Title Track: For the curious:
Tom, Tom, the piper’s son,
Stole a pig and away did run.
Tom run here, Tom run there,
Tom run through the village square.
The more common version involves Tom eating the pig and then getting beaten, but the film mercifully spares us that version of the rhyme.
Other notes
- Readers of my “Serene Velocity” post may remember my promise to follow-up on structural film and paper prints in this write-up. Paper prints are a positive print of a film on paper, and were used to submit films to the Library of Congress for copyright purposes from the 1890s through the 1910s. Starting in the 1960s, the Library of Congress began using these positive prints to create new negative prints of these early films, leading to their resurgence and revival among film purists. Ken Jacobs was one of many experimental filmmakers of the era who would use these new prints as elements in their experimental/structural films.
- There is very little information out there about the original 1905 short “Tom, Tom, the Piper’s Son”. The only name I can confirm that worked on the film is its director G. W. “Billy” Bitzer, represented elsewhere on the NFR as the cinematographer of several other Biograph titles (including “Rip Van Winkle”) as well as three D. W. Griffith features.
- Jacobs was confused by the opening tableaux in which Tom steals a pig amidst a busy fairground, to the point where he didn’t even realize that the pig had been stolen until a repeat viewing.
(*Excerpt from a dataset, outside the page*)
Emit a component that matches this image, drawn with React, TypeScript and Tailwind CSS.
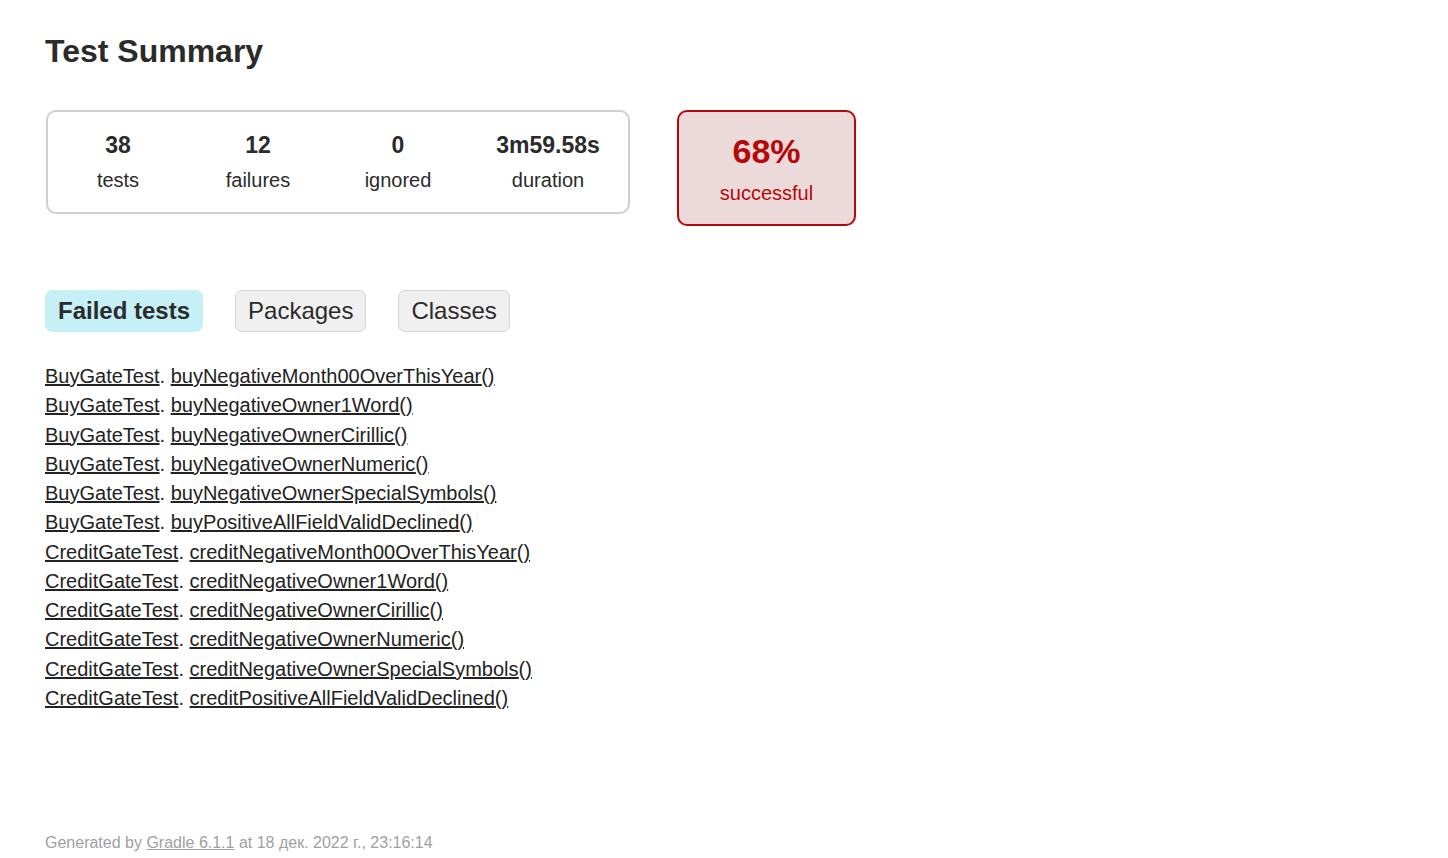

I side with Jacobs on this one: There is way too much going on in this opening. Tom doesn’t even steal the pig until three minutes in! Get on with it!
- The most distressing part about this whole thing is that the pig being used in the film is clearly a real pig. There’s a lot of Tom rolling around on the ground and jumping from rooftops, all while holding a real pig. Stop that! Where’s PETA when you need them?
- The short is comprised of eight scenes (or “tableauxs”), and each of them take their sweet-ass time. The scene that almost broke me is a static shot of Tom escaping his house through the chimney, followed by the entire mob also climbing out from the chimney one by one. This goes on for two uninterrupted minutes. It must have been a lot easier to entertain back then.
- Once the short ends, we begin with our experimentation. Jacobs’ first alteration is zooming in on the opening scene, which frankly is an improvement. Like I said, there’s too much going on at the fair, so the film actually benefits from the cropped footage of Tom and the pig. I could focus more on what was happening.
- Warning: As this is a structural film, there is a lot of flickering going on. Those of you with light sensitivity may want to skip this one.
- After several minutes of the film strip jumping in the projector gate, making a sped-up/elongated version of the film, Jacobs returns to zooming in on various moments within the film. It’s mostly background extras and little details you would only notice on your 1,000th viewing. It makes you wonder why anyone would subject themselves to this. If you’re going to go through a movie frame by frame, why this one?
- As far as NFR movies that are an experimental tampering of other movies, I gotta say “Rose Hobart” did it better (or at least in a fraction of the time).
- Keep watching for a few brief color shots of the screen Jacobs and Meyers viewed the film on, with a plant poking out from behind the screen. Then later on we get more original footage as Jacobs and Meyers resort to shadow puppets!
- At one point they zoom in so close that the film begins to look like a Rorschach test. I didn’t realize “Tom, Tom” contains so many shots of my parents yelling at each other.
- After a solid hour and a half of experimental tinkering, we conclude with the original “Tom, Tom” short presented once again in its unaltered entirety. By this second viewing you’re so familiar with the short it makes for a completely different viewing experience. One thing I noticed during this second viewing, what happened to the other kid? The one in the striped pants that was running with Tom? The last we see him he hops out the chimney with Tom, and then he’s gone for the rest of the short. Did the adult mob get him and rip him apart in a reverse-“Weapons” scenario?
Legacy
- Ken Jacobs continued making experimental films for the rest of his life, including 2004’s “Star Spangled to Death”, a seven-hour critique of America using only found footage. Jacobs died in October 2025 at age 92, and his final film “Let There Be Whistle Blowers” posthumously premiered at the Berlin International Film Festival in February 2026.